"People have been waiting a long time."

These are the words of Mark McKee, owner of Mark McKee's Barber Shop on Quaker Road in Gasport. The reopening of Western New York is now in its next stage, Phase II. This includes opening for offices, real estate, in-store retail, automobile sales and repair, cleaning services, commercial building management and barbershops and salons.

The road to reopening has not been easy for many in the barbering profession, McKee said. Because many barbers, including himself, are sole-proprietors, they do not usually employ anyone else and are ineligible for the aid other businesses can receive. For himself,, McKee said he received two $600 checks from the CARES Act with unemployment. While he's not ungrateful, he said the unemployment was not coming through for this region. In short, it's been a long time to wait since March 21.

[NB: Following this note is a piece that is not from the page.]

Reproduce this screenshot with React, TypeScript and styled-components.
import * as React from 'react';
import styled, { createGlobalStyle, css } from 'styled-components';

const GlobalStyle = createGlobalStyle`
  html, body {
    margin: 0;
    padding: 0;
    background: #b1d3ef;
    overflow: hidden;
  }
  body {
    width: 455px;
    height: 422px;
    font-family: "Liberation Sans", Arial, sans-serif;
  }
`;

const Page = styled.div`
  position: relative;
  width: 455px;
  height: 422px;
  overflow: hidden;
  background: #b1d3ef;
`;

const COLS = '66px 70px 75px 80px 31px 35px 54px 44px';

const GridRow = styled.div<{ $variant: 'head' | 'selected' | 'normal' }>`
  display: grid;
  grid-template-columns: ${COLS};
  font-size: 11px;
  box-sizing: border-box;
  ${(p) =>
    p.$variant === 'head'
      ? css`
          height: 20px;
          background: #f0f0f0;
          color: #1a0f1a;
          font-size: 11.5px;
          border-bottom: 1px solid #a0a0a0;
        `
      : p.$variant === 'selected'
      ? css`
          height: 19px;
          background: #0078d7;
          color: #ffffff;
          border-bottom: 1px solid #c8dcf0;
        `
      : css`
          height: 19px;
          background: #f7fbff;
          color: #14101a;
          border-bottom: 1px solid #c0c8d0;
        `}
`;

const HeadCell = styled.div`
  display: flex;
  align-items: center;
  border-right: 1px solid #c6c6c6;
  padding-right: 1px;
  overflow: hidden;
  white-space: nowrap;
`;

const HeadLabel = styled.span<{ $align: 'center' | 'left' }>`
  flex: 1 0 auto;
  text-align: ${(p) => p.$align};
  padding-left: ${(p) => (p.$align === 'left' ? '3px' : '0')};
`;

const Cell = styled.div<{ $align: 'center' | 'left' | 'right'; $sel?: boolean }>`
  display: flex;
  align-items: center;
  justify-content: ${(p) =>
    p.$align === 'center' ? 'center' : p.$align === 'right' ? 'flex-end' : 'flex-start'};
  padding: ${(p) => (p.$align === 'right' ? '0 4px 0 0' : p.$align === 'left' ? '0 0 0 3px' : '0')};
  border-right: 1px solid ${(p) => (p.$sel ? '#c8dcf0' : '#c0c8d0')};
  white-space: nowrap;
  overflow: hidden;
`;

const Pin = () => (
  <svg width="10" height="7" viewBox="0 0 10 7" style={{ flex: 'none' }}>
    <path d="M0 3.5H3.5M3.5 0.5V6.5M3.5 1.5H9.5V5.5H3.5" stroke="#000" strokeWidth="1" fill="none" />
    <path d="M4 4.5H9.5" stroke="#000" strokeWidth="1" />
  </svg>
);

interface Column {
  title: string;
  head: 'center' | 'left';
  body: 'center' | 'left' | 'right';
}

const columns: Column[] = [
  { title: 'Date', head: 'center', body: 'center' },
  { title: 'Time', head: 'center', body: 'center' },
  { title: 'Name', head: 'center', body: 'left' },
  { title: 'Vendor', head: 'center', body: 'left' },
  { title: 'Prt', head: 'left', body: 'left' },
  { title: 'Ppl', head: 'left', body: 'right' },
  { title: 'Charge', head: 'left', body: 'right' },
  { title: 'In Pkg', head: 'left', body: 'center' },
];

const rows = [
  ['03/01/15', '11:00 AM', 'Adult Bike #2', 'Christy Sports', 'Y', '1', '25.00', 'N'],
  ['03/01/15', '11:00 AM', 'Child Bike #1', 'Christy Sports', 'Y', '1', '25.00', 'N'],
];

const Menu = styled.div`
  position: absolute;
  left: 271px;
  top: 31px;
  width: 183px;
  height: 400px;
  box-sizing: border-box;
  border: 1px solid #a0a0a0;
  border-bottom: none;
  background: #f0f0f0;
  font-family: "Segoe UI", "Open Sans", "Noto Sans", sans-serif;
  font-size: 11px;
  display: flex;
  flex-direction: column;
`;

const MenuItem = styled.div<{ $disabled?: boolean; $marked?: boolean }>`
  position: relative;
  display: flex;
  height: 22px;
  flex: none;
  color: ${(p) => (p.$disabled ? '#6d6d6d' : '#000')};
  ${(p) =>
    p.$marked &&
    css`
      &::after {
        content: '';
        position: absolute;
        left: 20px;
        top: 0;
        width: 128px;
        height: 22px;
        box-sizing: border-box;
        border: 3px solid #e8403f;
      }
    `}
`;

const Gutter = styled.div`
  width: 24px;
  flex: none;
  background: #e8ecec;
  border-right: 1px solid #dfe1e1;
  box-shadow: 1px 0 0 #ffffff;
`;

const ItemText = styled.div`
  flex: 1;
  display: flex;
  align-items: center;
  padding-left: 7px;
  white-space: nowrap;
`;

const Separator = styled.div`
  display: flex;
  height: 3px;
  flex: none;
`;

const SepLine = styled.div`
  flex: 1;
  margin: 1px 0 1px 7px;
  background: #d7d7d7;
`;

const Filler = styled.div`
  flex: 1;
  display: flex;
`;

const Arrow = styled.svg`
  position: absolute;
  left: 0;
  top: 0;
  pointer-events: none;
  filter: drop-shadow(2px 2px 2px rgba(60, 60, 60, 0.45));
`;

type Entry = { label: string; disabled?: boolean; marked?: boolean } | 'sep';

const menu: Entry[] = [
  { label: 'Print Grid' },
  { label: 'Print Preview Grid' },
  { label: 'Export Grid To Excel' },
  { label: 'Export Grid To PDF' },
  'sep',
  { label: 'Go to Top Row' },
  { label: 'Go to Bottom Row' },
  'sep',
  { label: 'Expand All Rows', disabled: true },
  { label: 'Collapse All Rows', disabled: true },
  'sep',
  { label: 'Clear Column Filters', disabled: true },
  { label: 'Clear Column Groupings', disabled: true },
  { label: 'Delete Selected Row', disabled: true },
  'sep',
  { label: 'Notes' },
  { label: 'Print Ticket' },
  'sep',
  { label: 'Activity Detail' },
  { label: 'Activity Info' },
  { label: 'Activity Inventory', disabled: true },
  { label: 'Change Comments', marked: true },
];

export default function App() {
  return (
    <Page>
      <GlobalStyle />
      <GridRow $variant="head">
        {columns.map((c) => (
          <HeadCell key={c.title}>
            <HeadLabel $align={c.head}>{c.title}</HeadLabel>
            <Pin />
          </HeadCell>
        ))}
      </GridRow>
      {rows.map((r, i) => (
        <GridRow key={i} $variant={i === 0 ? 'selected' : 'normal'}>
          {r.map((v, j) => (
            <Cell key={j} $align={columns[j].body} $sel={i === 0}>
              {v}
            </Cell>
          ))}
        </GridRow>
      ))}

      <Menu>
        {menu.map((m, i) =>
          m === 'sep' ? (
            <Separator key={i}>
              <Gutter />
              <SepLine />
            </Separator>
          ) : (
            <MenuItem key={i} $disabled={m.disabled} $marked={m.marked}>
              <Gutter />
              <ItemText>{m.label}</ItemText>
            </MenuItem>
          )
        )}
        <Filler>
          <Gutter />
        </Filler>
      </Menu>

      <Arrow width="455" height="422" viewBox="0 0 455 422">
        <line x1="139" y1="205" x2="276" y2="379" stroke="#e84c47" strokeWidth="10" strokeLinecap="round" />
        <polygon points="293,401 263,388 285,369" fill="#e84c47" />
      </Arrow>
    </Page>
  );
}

"Everybody's anxious," Mark said of the shutdown, and explained he's been receiving calls and texts for haircuts and hasn't been able to put a schedule down in stone. "If one day more goes by before the reopening, I'd have to rearrange everything."

McKee said he can usually do 14 to 18 haircuts in a day, and hopes to shave off a few minutes by not offering speciality features like beards, a service he often provided for his clientele.

"Just for the first three or four weeks," he said. "I'm going to get as many people as possible."

Not used to inactivity, McKee said he's kept busy during the shutdown.

"I've accomplished a lot of things I haven't gotten to in years," he said. Along with a new sign, he's cleaned up his workshop a bit, and made it more safe by setting up chairs outside and limiting the amount of people inside. It's important to stay safe, he said, and feels like he has to be responsible.

"A lot of elderly guys get their hair cut here," McKee said.

Other businesses in the area are also glad to be reopening. Ron Slaby of Kirk Starkweather said he's now able to open up his lumberyard in Newfane.

"We do post-frame buildings and we also have a lumberyard," he said. "Construction was allowed to open on Phase One. We had done one job during the real pause of it because it was an essential job for a company making hand sanitizer. Then, of course, in Phase 1 we started working in earnest. ... I think things are coming back faster than what we first anticipated."

In Wilson, Rob Mucha of Afishionado Sportsfishing said the shutdown has taken a financial toll on locals, as well as, visitors who would often come to charter fish. The charter boat business, which often picks up trout and salmon, has sets of loyal customers, many of whom may very well come back as fears get overcome by a desire to enjoy the summer.

"I think business will probably be OK," he said. "If it's open and people are willing to wear their face-masks, I think everybody is dying and itching to do something. So, if it's legal to do it, let's do it."

Another business in Wilson, Dee's Bungalow also hopes to win back their cancelled stays at their cottage in Olcott.

"Any bookings that we had for March and April, and half-way through May immediately canceled," Dee Wolleyhan, owner of the rental business. "People weren't gong to travel, we usually have the fishermen in the springtime, so, we lost a lot of bookings, and then as soon as Phase One started to happen, people started to call and started booking from that point on. But it affected us greatly."